Mototoshi states: saying ‘My lord, above the clouds / The moon were you, then’ appears an elegant sequence. I wonder if it was composed with the poem by Nakatsukasa in a poetry match in Tenryaku, where she uses ‘above the clouds, the moon’? While the ‘beloved light’ in this poem is very well depicted, here the diction seems stilted. As for the Right, up to ‘You seem to pray for it, and /Even should a deity’s taboo’ is acceptable, but ‘A meeting / Would be no pollution, I feel’ is extremely difficult to understand. Would a meeting, of whatever sort, be a cause of pollution? It really makes me feel as if something like ‘ditch’ was going to be dropped in! Neither has a charming conception, yet ‘above the clouds, the moon’ is slightly better in the present context.

Naidaijin-ke uta’awase 23

Round Eleven

Left (Both Judges – Tie)

こけのむす岩ねに残る八重ぎくはや千代さくとも君ぞみるべき

koke no musu
iwane ni nokoru
yaegiku wa
yachiyo saku tomo
kimi zo mirubeki
Choked with moss are
The crags where linger
Eightfold chrysanthemums:
E’en were they eight thousand ages a’bloom
My Lord would have beheld them, no doubt!

Lady Shinano
45

Right

霜がれに我ひとりとや白菊の色をかへても人にみすらん

shimogare ni
ware hitori to ya
shiragiku no
iro o kaetemo
hito ni misuran
‘Burned by frost
‘Tis me alone!’ thinks
A white chrysanthemum,
Changing hue
To show to folk, for sure.

Lord Tokimasa
46

Toshiyori states: I wonder if there is a poem as precedent for chrysanthemums lingering beneath moss-covered crags? If not, it’s a very crude expression. The ending of the poem is antiquated, too. As for the second poem ‘“Tis me alone!” thinks’ does not sound satisfactory. The assembled company settled the matter of the final ‘folk’, so I must make this a tie.
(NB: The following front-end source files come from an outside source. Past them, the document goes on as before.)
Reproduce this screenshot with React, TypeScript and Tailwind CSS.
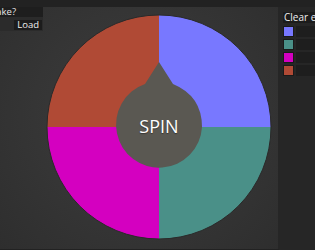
const slices = [
  { color: "#7878ff", d: "M112 112 L112 0 A112 112 0 0 1 224 112 Z" },
  { color: "#4a9088", d: "M112 112 L224 112 A112 112 0 0 1 112 224 Z" },
  { color: "#d400c0", d: "M112 112 L112 224 A112 112 0 0 1 0 112 Z" },
  { color: "#b04a35", d: "M112 112 L0 112 A112 112 0 0 1 112 0 Z" },
];

const entries = ["#7878ff", "#4a9088", "#d400c0", "#b04a35"];

function Wheel() {
  return (
    <div className="relative h-[226px] w-[226px]">
      <svg width="226" height="226" viewBox="-1 -1 226 226" className="absolute inset-0">
        {slices.map((s) => (
          <path key={s.color} d={s.d} fill={s.color} />
        ))}
        <circle cx="112" cy="112" r="112" fill="none" stroke="#2a2a2a" strokeWidth="1" />
        {/* hub with pointer */}
        <path
          d="M112 47 L126 69 Q155 81 155 112 A43 43 0 1 1 98 69 Z"
          fill="#5a5852"
        />
      </svg>
      <div className="absolute left-0 top-[99px] flex w-[226px] justify-center">
        <span className="text-[18px] font-medium leading-[26px] text-white [text-shadow:0_1px_1px_rgba(0,0,0,0.4)] font-['Open_Sans',sans-serif]">
          SPIN
        </span>
      </div>
    </div>
  );
}

export default function App() {
  return (
    <div className="flex h-[250px] w-[315px] flex-col overflow-hidden bg-[#222222] font-['Open_Sans',sans-serif]">
      <div className="h-[7px] shrink-0 bg-[#222222]" />
      <div className="flex flex-1">
        {/* Main stage */}
        <div className="relative h-[242px] w-[279px] shrink-0 bg-[radial-gradient(circle_at_50%_45%,#3d3d3d_0%,#353535_55%,#2e2e2e_100%)] border-r border-[#262626]">
          <div className="pl-[46px] pt-[7px]">
            <Wheel />
          </div>

          {/* Top-left controls */}
          <div className="absolute left-0 top-0 w-[43px] bg-[#2b2b2b]">
            <div className="flex h-[10px] items-center justify-end overflow-hidden bg-[#1e1e1e] pr-[27px]">
              <span className="shrink-0 whitespace-nowrap text-[9.5px] font-medium leading-[10px] text-[#e6e6e6]">
                What should I make?
              </span>
            </div>
            <div className="flex h-[14px] items-end justify-end pb-[1px] pr-[1px]">
              <span className="flex h-[10px] items-center bg-[#1c1c1c] px-[3px] text-[9.5px] font-medium leading-[10px] text-[#f0f0f0]">
                Load
              </span>
            </div>
          </div>
        </div>

        {/* Right panel */}
        <div className="flex min-w-0 flex-1 flex-col bg-[#262626] pl-[4px] pt-[5px]">
          <div className="flex h-[11px] items-center overflow-hidden whitespace-nowrap bg-[#1c1c1c] pl-[1px] text-[10px] font-medium leading-[11px] text-[#f0f0f0]">
            Clear entries
          </div>
          <div className="mt-[3px] flex flex-col gap-[2px]">
            {entries.map((c) => (
              <div key={c} className="flex items-center gap-[2px]">
                <div className="flex h-[11px] w-[11px] shrink-0 items-center justify-center bg-[#1a1a1a]">
                  <div className="h-[9px] w-[9px]" style={{ backgroundColor: c }} />
                </div>
                <div className="h-[11px] flex-1 bg-[#1e1e1e]" />
              </div>
            ))}
          </div>
        </div>
      </div>
    </div>
  );
}
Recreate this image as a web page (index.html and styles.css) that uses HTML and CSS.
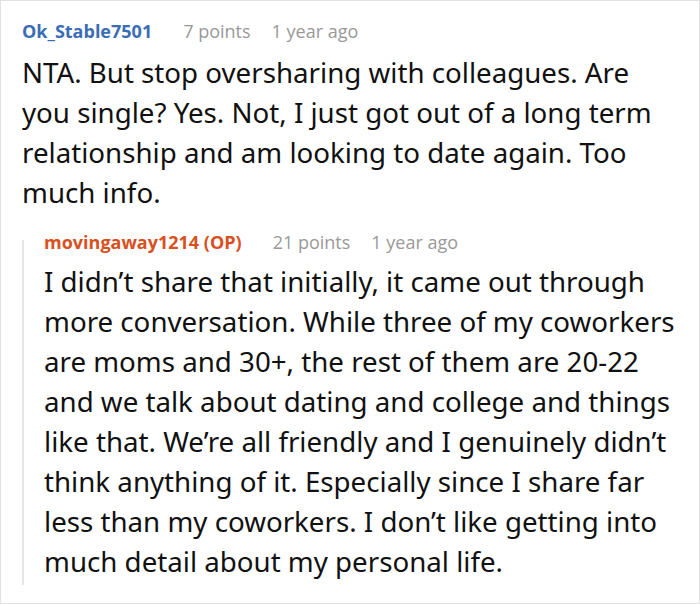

Mototoshi states: whether they are placed by a brushwood fence, or at the base of a crag, chrysanthemums feel like pines. As for the Right, having a chrysanthemum seem to think ‘‘tis me alone’ is speculative—had it been something like ‘this bloom opens’ then it would have been the poet’s thoughts. Neither of these is of quality to win or lose, so I make them a tie.